The LG Nitro HD feels like a phone from the future. That future being about six or seven months from now, when most high-end phones are light and thin, have huge screens, and boast ultra-fast data connections. If you want a phone that won’t go obsolete overnight, this is your guy.
The Nitro costs $200 with a two-year contract and is one of AT&T’s first 4G LTE phones. LTE stands for long-term evolution, and it’s currently the fastest network speed you can get on a mobile device outside of a Wi-Fi hotspot. Verizon was the first of the major carriers to debut an LTE network in the U.S. late 2010, with AT&T following in fall 2011. Sprint has announced it’ll begin rolling out LTE in mid 2012.
AT&T’s LTE network is coming online slowly, though, and it wasn’t available in our market when we had the Nitro HD, so we weren’t able to test the LTE connection.
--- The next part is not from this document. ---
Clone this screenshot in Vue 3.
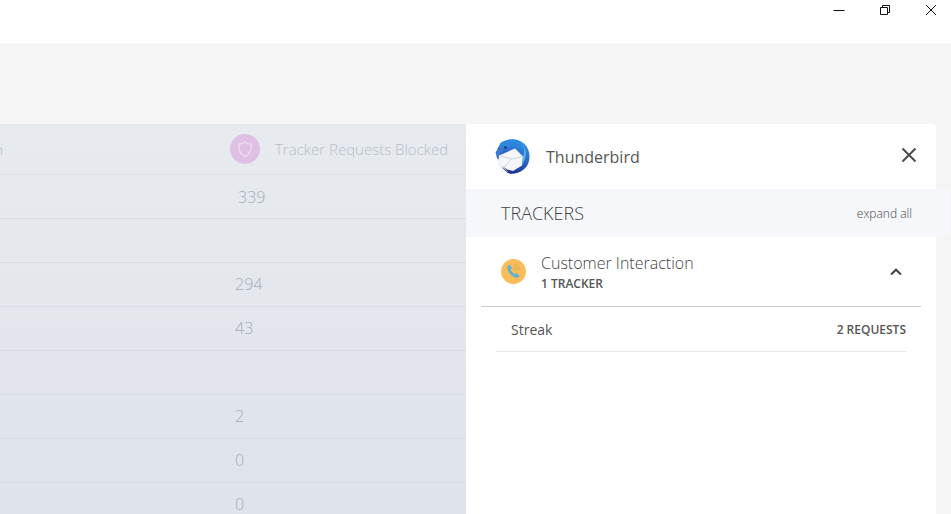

Nevertheless, 3G data service was very good, running so fast at times it felt like 4G. That was thanks to AT&T’s HSPA+ 21 network, which the carrier also considers 4G. It was also probably helped by the 1.5GHz dual-core processor that powers the Nitro — fairly state-of-the-art as far as current smartphones.
If you’re not used to phones with big screens, you’re in for a treat as soon as you unbox the Nitro HD. The screen measures a relatively massive 4.5 inches (diagonal), with a screen resolution of 1,280 x 720 pixels. That equates to a pixel density of 329 ppi (pixels per inch) — which matches the so-called “retina” display of the iPhone 4 and iPhone 4S. However, I found the Nitro’s LCD screen to be not quite as eye-poppingly bright as today’s AMOLED phones, like the one on the Samsung Galaxy S II.
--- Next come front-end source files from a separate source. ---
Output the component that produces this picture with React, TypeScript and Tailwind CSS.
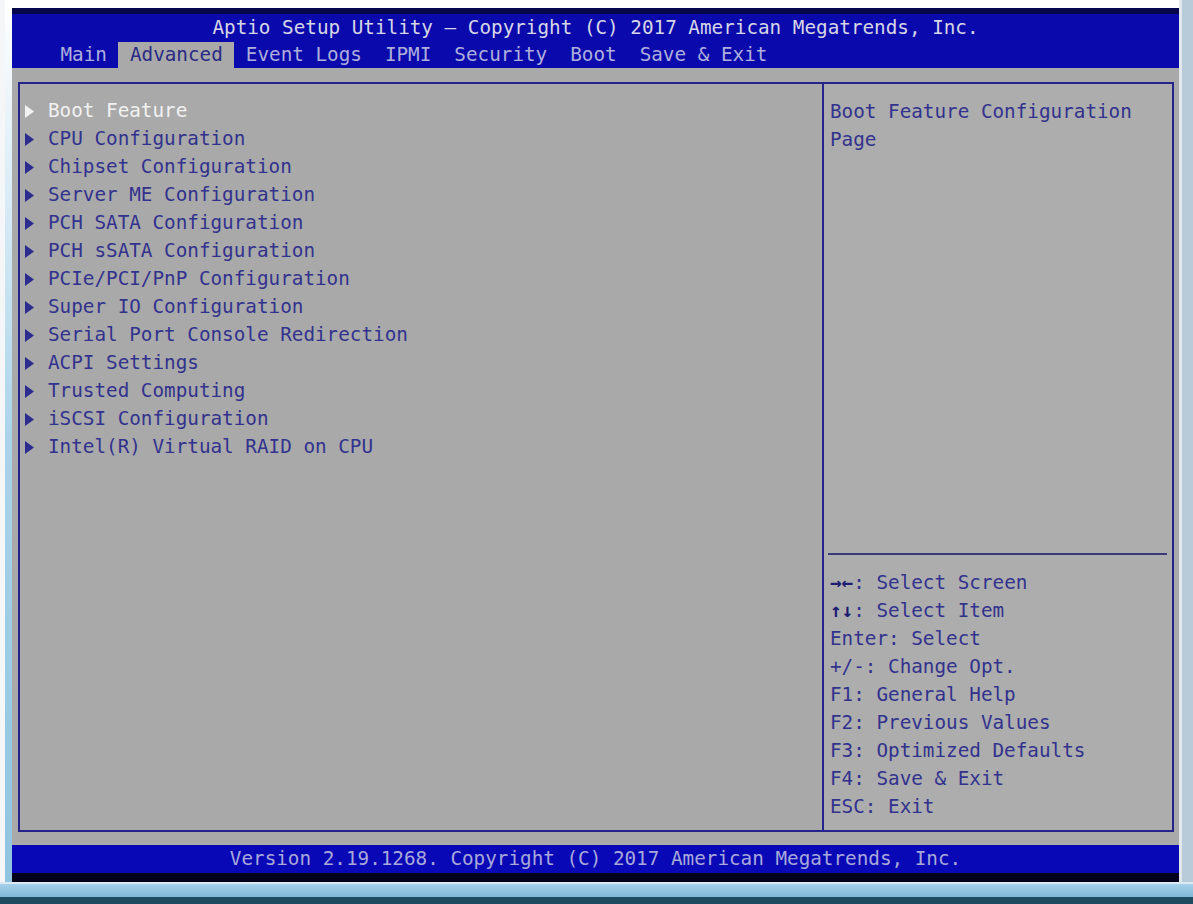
import React from "react";

const tabs = ["Main", "Advanced", "Event Logs", "IPMI", "Security", "Boot", "Save & Exit"];

const items = [
  "Boot Feature",
  "CPU Configuration",
  "Chipset Configuration",
  "Server ME Configuration",
  "PCH SATA Configuration",
  "PCH sSATA Configuration",
  "PCIe/PCI/PnP Configuration",
  "Super IO Configuration",
  "Serial Port Console Redirection",
  "ACPI Settings",
  "Trusted Computing",
  "iSCSI Configuration",
  "Intel(R) Virtual RAID on CPU",
];

// key glyphs drawn darker, rest of line in normal text colour
const help: [string, string][] = [
  ["→←", ": Select Screen"],
  ["↑↓", ": Select Item"],
  ["", "Enter: Select"],
  ["", "+/-: Change Opt."],
  ["", "F1: General Help"],
  ["", "F2: Previous Values"],
  ["", "F3: Optimized Defaults"],
  ["", "F4: Save & Exit"],
  ["", "ESC: Exit"],
];

const Arrow = ({ color }: { color: string }) => (
  <svg width="9" height="13" viewBox="0 0 9 13" className="shrink-0">
    <polygon points="0,0 9,6.5 0,13" fill={color} />
  </svg>
);

const App = () => {
  return (
    <div className="flex h-[904px] w-[1193px] flex-col overflow-hidden bg-white font-['DejaVu_Sans_Mono',monospace] text-[19.3px] leading-[28px]">
      <div className="flex h-[882px]">
        {/* window frame, left */}
        <div className="flex w-[12px]">
          <div className="w-[5px] bg-[#f4f6f8]" />
          <div className="w-[7px] bg-linear-to-b from-white via-[#a9d3ea] to-[#8fc4e0]" />
        </div>

        {/* bios screen */}
        <div className="flex w-[1167px] flex-col pt-[8px]">
          <div className="flex h-[60px] flex-col border-t-[6px] border-[#06064a] bg-[#0a0aac]">
            <p className="h-[28px] text-center text-[#d6d6e6]">
              Aptio Setup Utility – Copyright (C) 2017 American Megatrends, Inc.
            </p>
            <div className="flex h-[26px] pl-[37px] leading-[26px]">
              {tabs.map((t) => (
                <span
                  key={t}
                  className={
                    t === "Advanced"
                      ? "whitespace-pre bg-[#a9a9a9] px-[11.5px] text-[#2a2a86]"
                      : "whitespace-pre px-[11.5px] text-[#aeaedc]"
                  }
                >
                  {t}
                </span>
              ))}
            </div>
          </div>

          <div className="h-[777px] bg-[#a9a9a9] pb-[13px] pl-[6px] pr-[5px] pt-[14px]">
            <div className="flex h-full border-2 border-[#24248a]">
              <div className="w-[804px] border-r-2 border-[#24248a] pt-[13px]">
                {items.map((item, i) => (
                  <div key={item} className="flex h-[28px] items-center">
                    <div className="ml-[5px] mr-[14px]">
                      <Arrow color={i === 0 ? "#f2f2f2" : "#2c2c8e"} />
                    </div>
                    <span className={i === 0 ? "text-[#f2f2f2]" : "text-[#32328e]"}>{item}</span>
                  </div>
                ))}
              </div>

              <div className="flex flex-1 flex-col bg-[#adadad]">
                <div className="flex-1 pl-[6px] pt-[14px] text-[#32328e]">
                  <p>Boot Feature Configuration</p>
                  <p>Page</p>
                </div>
                <div className="ml-[4px] mr-[5px] h-[2px] bg-[#3a3a7a]" />
                <div className="pb-[9px] pl-[6px] pt-[14px] text-[#32328e]">
                  {help.map(([k, v]) => (
                    <p key={v} className="whitespace-pre">
                      {k && <span className="font-bold text-[#1c1c72]">{k}</span>}
                      {v}
                    </p>
                  ))}
                </div>
              </div>
            </div>
          </div>

          <div className="h-[28px] bg-[#0808b6] text-center text-[#a8a8da]">
            Version 2.19.1268. Copyright (C) 2017 American Megatrends, Inc.
          </div>
          <div className="h-[9px] bg-[#02021a]" />
        </div>

        {/* window frame, right */}
        <div className="flex w-[14px]">
          <div className="w-[3px] bg-[#e2e8ec]" />
          <div className="w-[11px] bg-[#b7cbd8]" />
        </div>
      </div>

      {/* window frame, bottom */}
      <div className="h-[2px] bg-[#dbe9f2]" />
      <div className="h-[13px] bg-linear-to-b from-[#a4d0ea] to-[#7fb6d6]" />
      <div className="h-[7px] bg-[#1d4b62]" />
    </div>
  );
};

export default App;
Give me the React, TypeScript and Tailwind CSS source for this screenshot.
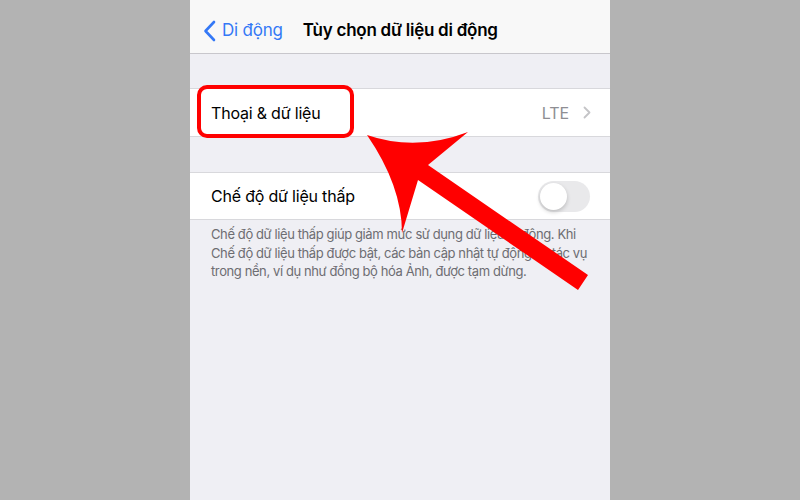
import React from 'react';

const font = { fontFamily: 'Inter, "Noto Sans", sans-serif' };

function ChevronLeft() {
  return (
    <svg width="13" height="22" viewBox="0 0 13 22" fill="none">
      <path d="M11 2L2.5 11L11 20" stroke="#3478f6" strokeWidth="2.6" strokeLinecap="round" strokeLinejoin="round" />
    </svg>
  );
}

function ChevronRight() {
  return (
    <svg width="8" height="13" viewBox="0 0 8 13" fill="none">
      <path d="M1.5 1.5L6.5 6.5L1.5 11.5" stroke="#c4c4c7" strokeWidth="1.8" strokeLinecap="round" strokeLinejoin="round" />
    </svg>
  );
}

export default function App() {
  return (
    <div className="flex h-[500px] w-full justify-center bg-[#b3b3b3]" style={font}>
      <div className="relative flex w-[420px] flex-col bg-[#efeff4]">
        {/* Nav bar */}
        <div className="flex h-[54px] items-center border-b border-[#c8c7cc] bg-[#f8f8f8] pt-[9px]">
          <div className="ml-[13px] flex items-center">
            <ChevronLeft />
            <span className="ml-[6px] text-[17px] tracking-[-0.2px] text-[#3478f6]">Di động</span>
          </div>
          <span className="ml-[20px] text-[17px] font-semibold tracking-[-0.25px] text-black">Tùy chọn dữ liệu di động</span>
        </div>

        {/* Section 1 */}
        <div className="mt-[34px] flex h-[49px] items-center border-y border-[#d8d8dc] bg-white pl-[21px] pr-[19px]">
          <span className="flex-1 text-[16px] tracking-[-0.2px] text-black">Thoại &amp; dữ liệu</span>
          <span className="mr-[14px] text-[16px] tracking-[-0.1px] text-[#8e8e93]">LTE</span>
          <ChevronRight />
        </div>

        {/* Section 2 */}
        <div className="mt-[35px] flex h-[48px] items-center border-y border-[#d8d8dc] bg-white pl-[21px] pr-[20px]">
          <span className="flex-1 text-[16px] tracking-[-0.2px] text-black">Chế độ dữ liệu thấp</span>
          <div className="relative h-[31px] w-[52px] rounded-full bg-[#e9e9eb]">
            <div className="absolute left-[2px] top-[2px] h-[27px] w-[27px] rounded-full bg-white shadow-[0_2px_4px_rgba(0,0,0,0.2)]" />
          </div>
        </div>
        <p className="pl-[21px] pr-[16px] pt-[5px] text-[13px] leading-[18.5px] tracking-[-0.4px] text-[#6d6d72]">
          Chế độ dữ liệu thấp giúp giảm mức sử dụng dữ liệu di động. Khi Chế độ dữ liệu thấp được bật, các bản cập nhật tự động và tác vụ trong nền, ví dụ như đồng bộ hóa Ảnh, được tạm dừng.
        </p>

        {/* Highlight box */}
        <div className="absolute left-[7px] top-[85px] h-[53px] w-[157px] rounded-[10px] border-[4px] border-[#ff0000]" />

        {/* Arrow */}
        <svg className="absolute left-0 top-0" width="420" height="500" viewBox="190 0 420 500">
          <path
            d="M367 135 Q416 152 468 132 L428 165 L588 275 L578 290 L418 180 L402 233 Q402 186 367 135 Z"
            fill="#ff0000"
          />
        </svg>
      </div>
    </div>
  );
}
Still, the big, crisp screen is much appreciated when using the 8-megapixel camera. The Nitro’s built-in camera is performs extremely well in low light. However, it also has an annoying shutter lag when you snap a pic. (Perhaps that can be fixed with a software update.) Although the screen is 720p, the camera can can capture full HD in 1080p format. Regardless, videos look great on the big screen.
The Nitro’s implementation of Android (version 2.3 “Gingerbread”) is pretty straightforward, and will be familiar to anyone who’s used one of the Google OS-based handsets before. The Nitro neatly groups downloaded apps below the several that come preloaded. The bloatware is pretty annoying — it would be nice to be able to delete some of the pre-installed clutter or create folders. There may be ways to do this through other apps, but for the average Android user, it’s not obvious.
Although it’s not specific to this phone, Google’s integration of its cloud services is getting better and better. First-time Android users will be thankful for the automatic cloud uploading of pics and videos, making them easy to share via Google+ or some other service. And it goes without saying cloud-based email and calendars sync seamlessly — even ones from non-Google services (Hotmail, for example).
Did I forget something? Oh, yes, phone calls. As a phone, the LG Nitro is unremarkable, though it’s served very well by the slim form factor. I must say, it’s impressive to see 4G LTE connectivity built into such a thin and light device. We thought customers might not see phones like this until later in 2012, when the combined LTE chipsets would become available, but engineers have found ways to innovate with design, and it shows in the Nitro.
The Nitro is an excellent modern smartphone, and it should keep its owners in the cutting-edge of mobile tech for at least a few months, and then keep them satisfied for a lot longer. It would have been nice to test the 4G LTE connection, but that’s because the phone is such a good vehicle for it. With a gorgeous screen, slim design and powerful processor, the Nitro is ready for anything you want to throw at it — even the future.
LG Nitro HD
- Huge screen
- Very light and thin
- Fast connection, fast processor. Did we mention it’s fast?